RETHINKING ECONOMICS, RETHINKING WORK, INCOME
Although economic solutions alone are not an adequate response to disadvantage they are one of the for key determinants of opportunity and well-being throughout the life course.
Current macroeconomics theory may need to examine some of its core assumptions. Current policy instruments may not effectively deal with the emerging technological transition. As trade moves towards a global open market of on-demand resources, traditional trade deals could have distortionary or unexpected consequences in an increasingly digital world.
Emerging technologies are changing how we work – new tools enable virtual work and artificial intelligence and other advanced technologies drive automation that is creating, disrupting and changing how we work and at what. There’s also an ongoing transformation of who works, and employers focus on diversity and inclusion. Additionally, new types of enterprises are changing what work people do, with the rise of new industries like home care and new work models like the gig economy. Twentieth century manufacturing is being replaced by 21st century services.

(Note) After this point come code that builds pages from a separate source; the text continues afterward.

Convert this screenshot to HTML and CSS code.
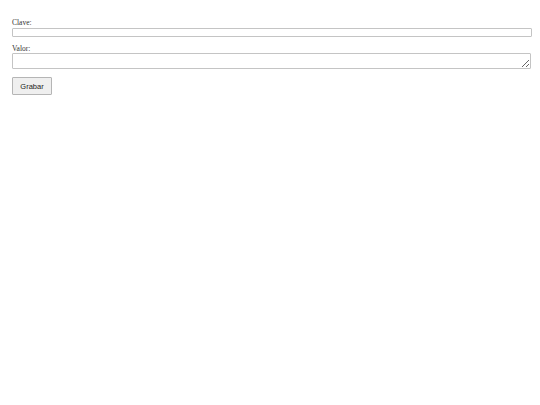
FILE: index.html
```html
<!DOCTYPE html>
<html>
<head>
<meta charset="utf-8">
<link rel="stylesheet" href="styles.css">
</head>
<body>
<form class="form">
  <label class="label" for="clave">Clave:</label>
  <input class="input" id="clave" type="text">
  <label class="label label-second" for="valor">Valor:</label>
  <textarea class="area" id="valor"></textarea>
  <button class="btn" type="button">Grabar</button>
</form>
</body>
</html>
```
FILE: styles.css
```css
html, body {
  margin: 0;
  padding: 0;
  background: #ffffff;
}
body {
  padding: 18px 9px 0 12px;
  font-family: "Liberation Serif", "Times New Roman", serif;
  font-size: 7.5px;
  color: #333;
}
.form {
  display: flex;
  flex-direction: column;
  align-items: flex-start;
}
.label {
  display: block;
  line-height: 9px;
  margin-bottom: 1px;
}
.label-second {
  margin-top: 7px;
  margin-bottom: 0;
}
.input {
  box-sizing: border-box;
  width: 520px;
  height: 9px;
  margin: 0;
  padding: 0;
  border: 1px solid #c4c4c4;
  border-radius: 1px;
  background: #fff;
}
.area {
  box-sizing: border-box;
  width: 519px;
  height: 16px;
  margin: 0;
  padding: 0;
  border: 1px solid #c4c4c4;
  border-radius: 1px;
  background: #fff;
  resize: both;
}
.btn {
  box-sizing: border-box;
  margin-top: 8px;
  width: 40px;
  height: 18px;
  padding: 0;
  font-family: "Liberation Sans", Arial, sans-serif;
  font-size: 7.5px;
  color: #222;
  background: #efefef;
  border: 1px solid #b5b5b5;
  border-radius: 1px;
}
```
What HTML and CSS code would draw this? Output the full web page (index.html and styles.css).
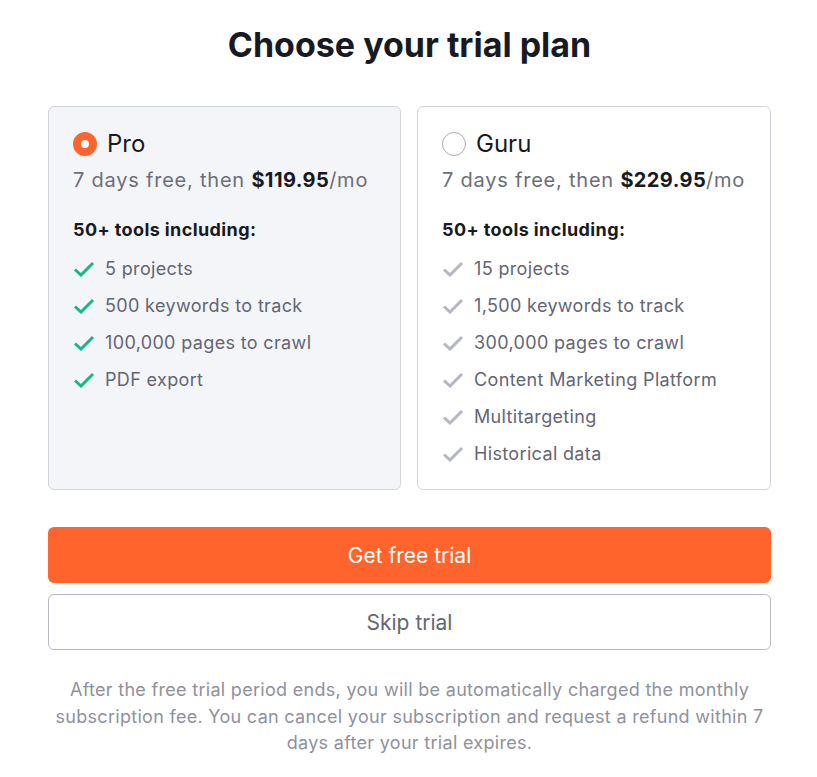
FILE: index.html
```html
<!DOCTYPE html>
<html>
<head>
<meta charset="utf-8">
<link rel="stylesheet" href="styles.css">
</head>
<body>
<div class="page">
  <h1 class="title">Choose your trial plan</h1>
  <div class="plans">
    <div class="plan selected">
      <div class="plan-head">
        <span class="radio on"></span>
        <span class="plan-name">Pro</span>
      </div>
      <div class="price">7 days free, then <b>$119.95</b>/mo</div>
      <div class="tools">50+ tools including:</div>
      <ul class="features green">
        <li><svg class="check" viewBox="0 0 22 16"><path d="M2 8.5 L8 14 L20 2"/></svg>5 projects</li>
        <li><svg class="check" viewBox="0 0 22 16"><path d="M2 8.5 L8 14 L20 2"/></svg>500 keywords to track</li>
        <li><svg class="check" viewBox="0 0 22 16"><path d="M2 8.5 L8 14 L20 2"/></svg>100,000 pages to crawl</li>
        <li><svg class="check" viewBox="0 0 22 16"><path d="M2 8.5 L8 14 L20 2"/></svg>PDF export</li>
      </ul>
    </div>
    <div class="plan">
      <div class="plan-head">
        <span class="radio"></span>
        <span class="plan-name">Guru</span>
      </div>
      <div class="price">7 days free, then <b>$229.95</b>/mo</div>
      <div class="tools">50+ tools including:</div>
      <ul class="features grey">
        <li><svg class="check" viewBox="0 0 22 16"><path d="M2 8.5 L8 14 L20 2"/></svg>15 projects</li>
        <li><svg class="check" viewBox="0 0 22 16"><path d="M2 8.5 L8 14 L20 2"/></svg>1,500 keywords to track</li>
        <li><svg class="check" viewBox="0 0 22 16"><path d="M2 8.5 L8 14 L20 2"/></svg>300,000 pages to crawl</li>
        <li><svg class="check" viewBox="0 0 22 16"><path d="M2 8.5 L8 14 L20 2"/></svg>Content Marketing Platform</li>
        <li><svg class="check" viewBox="0 0 22 16"><path d="M2 8.5 L8 14 L20 2"/></svg>Multitargeting</li>
        <li><svg class="check" viewBox="0 0 22 16"><path d="M2 8.5 L8 14 L20 2"/></svg>Historical data</li>
      </ul>
    </div>
  </div>
  <button class="btn primary">Get free trial</button>
  <button class="btn secondary">Skip trial</button>
  <p class="note">After the free trial period ends, you will be automatically charged the monthly subscription fee. You can cancel your subscription and request a refund within 7 days after your trial expires.</p>
</div>
</body>
</html>
```

FILE: styles.css
```css
* { box-sizing: border-box; }
body {
  margin: 0;
  background: #ffffff;
  font-family: Inter, "Noto Sans", sans-serif;
  color: #171a22;
}
.page {
  width: 723px;
  margin: 0 46px 0 48px;
  display: flex;
  flex-direction: column;
}
.title {
  margin: 25px 0 41px;
  font-size: 34px;
  line-height: 40px;
  font-weight: 700;
  text-align: center;
  letter-spacing: 0;
  color: #171a22;
}
.plans {
  display: grid;
  grid-template-columns: 353px 354px;
  gap: 16px;
}
.plan {
  border: 1px solid #d1d4db;
  border-radius: 6px;
  padding: 23px 24px 23px;
  background: #fff;
}
.plan.selected { background: #f4f5f8; }
.plan-head {
  display: flex;
  align-items: center;
  gap: 10px;
  height: 28px;
}
.radio {
  width: 24px;
  height: 24px;
  border-radius: 50%;
  border: 1px solid #a9acb8;
  background: #fff;
  flex: none;
}
.radio.on {
  border: 8px solid #ff642d;
  background: #fff;
}
.plan-name {
  font-size: 24px;
  line-height: 28px;
  color: #171a22;
}
.price {
  margin-top: 8px;
  font-size: 20px;
  line-height: 28px;
  letter-spacing: 0.78px;
  color: #6c6e79;
}
.price b { color: #171a22; font-weight: 700; letter-spacing: 0.4px; }
.tools {
  margin-top: 24px;
  font-size: 18px;
  line-height: 24px;
  font-weight: 700;
  letter-spacing: 0.4px;
  color: #171a22;
}
.features {
  list-style: none;
  margin: 15px 0 0;
  padding: 0;
  display: flex;
  flex-direction: column;
  gap: 13px;
}
.features li {
  display: flex;
  align-items: center;
  font-size: 18px;
  line-height: 24px;
  letter-spacing: 0.35px;
  color: #636673;
}
.check {
  width: 22px;
  height: 16px;
  margin-right: 10px;
  flex: none;
}
.check path {
  fill: none;
  stroke-width: 3;
  stroke-linecap: butt;
  stroke-linejoin: miter;
}
.green .check path { stroke: #13b98c; }
.grey .check path { stroke: #b4b7c2; }
.btn {
  display: block;
  width: 100%;
  height: 56px;
  border-radius: 6px;
  font-family: Inter, "Noto Sans", sans-serif;
  font-size: 21px;
  cursor: pointer;
}
.primary {
  margin-top: 37px;
  background: #ff642d;
  border: none;
  color: #fff;
}
.secondary {
  margin-top: 11px;
  background: #fff;
  border: 1px solid #b7bac5;
  color: #636673;
}
.note {
  margin: 27px 0 0;
  font-size: 18px;
  line-height: 26.5px;
  letter-spacing: 0.3px;
  text-align: center;
  color: #8f919d;
  padding: 0 4px;
}
```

Our present underlying societal and policy structures are not aligned with this next society. Consider education: currently, our institutions support learning until our early 20s, but then stop entirely. We need new models to support lifelong learning and to reinvent a number of other social structures, including work and retirement, healthcare delivery and housing. In short, we need a new social contract.
Emerging technologies will enable new organizational models for production and ownership. Innovation could create opportunity for every actor in the economy, by inventing whole new categories of work, income and industries. It could also involve envisioning a different economic model built on very different assumptions about scarcity, inequality and sustainability.
Two major forces seem to be catalyzing the process societal change. On the one hand, the aforementioned increasing pace of technological development and adoption, which are driving a major transformation of the model of economic growth, labor markets and wealth creation. While the overall level of economic prosperity has increased significantly over the last few decades, the level of inequality is reaching record levels. On the other hand, the rapid expansion of decentralized communication platforms, such as Facebook, WhatsApp, YouTube and WeChat, are posing significant pressure on the democratic political process and on the diffusion of ideas, with impact on the public perception of science and the debate on human values.
These trends as well highlight the importance of empowering citizens in general and people in disadvantaged positions especially, but also the potential reformulation of participation and the redesign of the economic social contract. Both could become the most relevant levers to ensure viable economic growth while preserving social and political stability.
…. rebalancing (macro)economic and social policies is essential. This means carrying out effective ex-ante social and distributional impact assessment of all policies, particularly macroeconomic, to ensure that they actively contribute to reducing poverty and inequality and do not undermine social rights. In the long term, we need a new social and sustainable development model which sees the economy as an instrument to promote prosperity and well-being for people and planet, not just economic growth.